第29回
『親子で覚える百人一首 マンガ解説版』
新藤協三/監修、熊谷さとし/マンガ KKベストセラーズ、1991、\1270+税
百人一首も季節ものだから2月に入ると関心も薄れていき、せっかく覚えたものがまた忘却の彼方へ。で、毎年正月ごろに引っぱり出すのがこの本。ちょうど2年前、5年生の正月を迎えた娘が百人一首を覚えたいというので、本屋であれこれ見比べて選んだもの。1991年初版だが、2000年には12刷。意外にベストセラーなのだ。類書の中では一番よくできている。大人でも子どもでも、これから百人一首を覚えたい人にお薦め。
読みやすく覚えやすいのは、まずレイアウトがいいからだ。
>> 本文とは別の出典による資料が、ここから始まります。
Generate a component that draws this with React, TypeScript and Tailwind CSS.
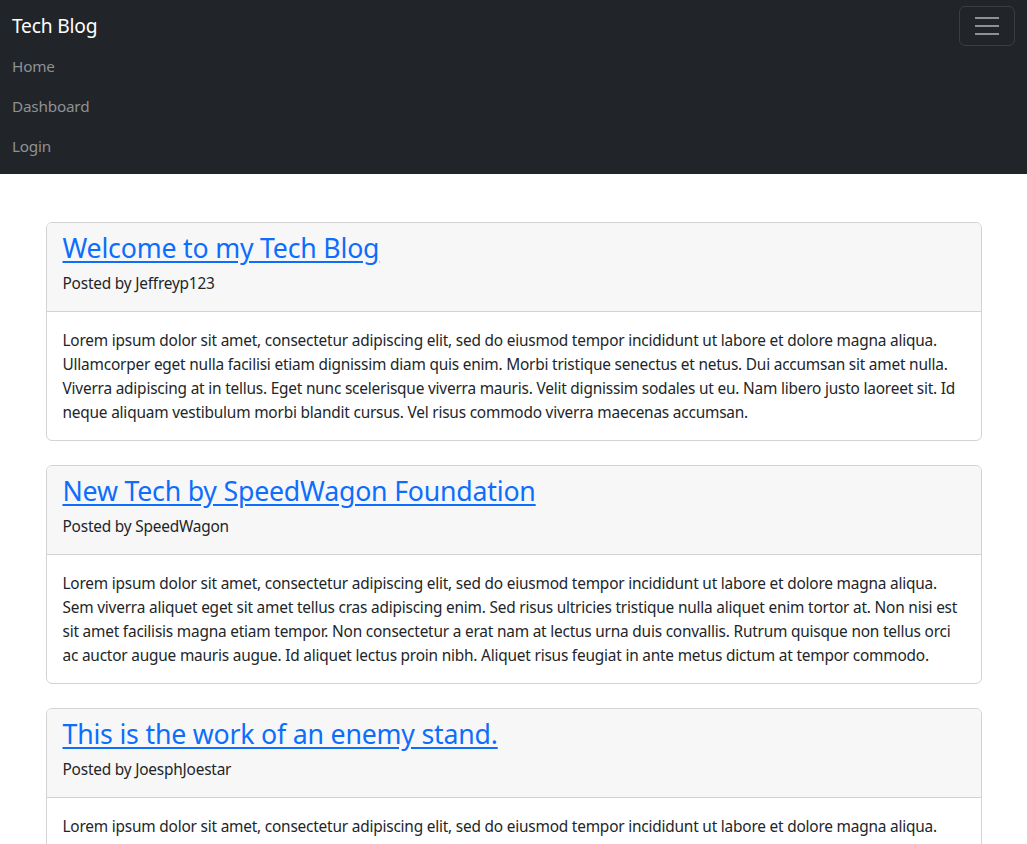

見開きに1首ずつ配し、見出し部分に大きな文字で歌がある。その下に絵札の写真。マンガによる解説が画面全体の3分の2ほどを占めていて、下の方に監修者による歌の鑑賞、解説、語句の説明が並ぶ。
このマンガがよく描けている。歌の意味だけでなく時代背景や、歌が作られた経緯などを知ることができる。絵柄は決して今風ではないが非常に丁寧で、実用書向きの、親しみが持てる絵だ。文章だけでは伝わらない部分もマンガの中で表現されている。おもしろいのは、人物がほとんどブ男ブ女に描かれていること。格調高く扱っていないところがいい。教科書の勉強だと、妙にかしこまらなくてはいけないような気になってしまうから。
百人一首には「超越の存在」はなく(坊主が作った歌でさえ)、どこを切り取っても人間くさい世界。男女間の複雑な感情(わざとらしいものも多いが)や、政治にからんだドロドロした人間関係(の果てのわびしさ、というところか)が表現されている。そんな世界を伝えるのに、マンガは案外適切な表現方法なのかも知れない。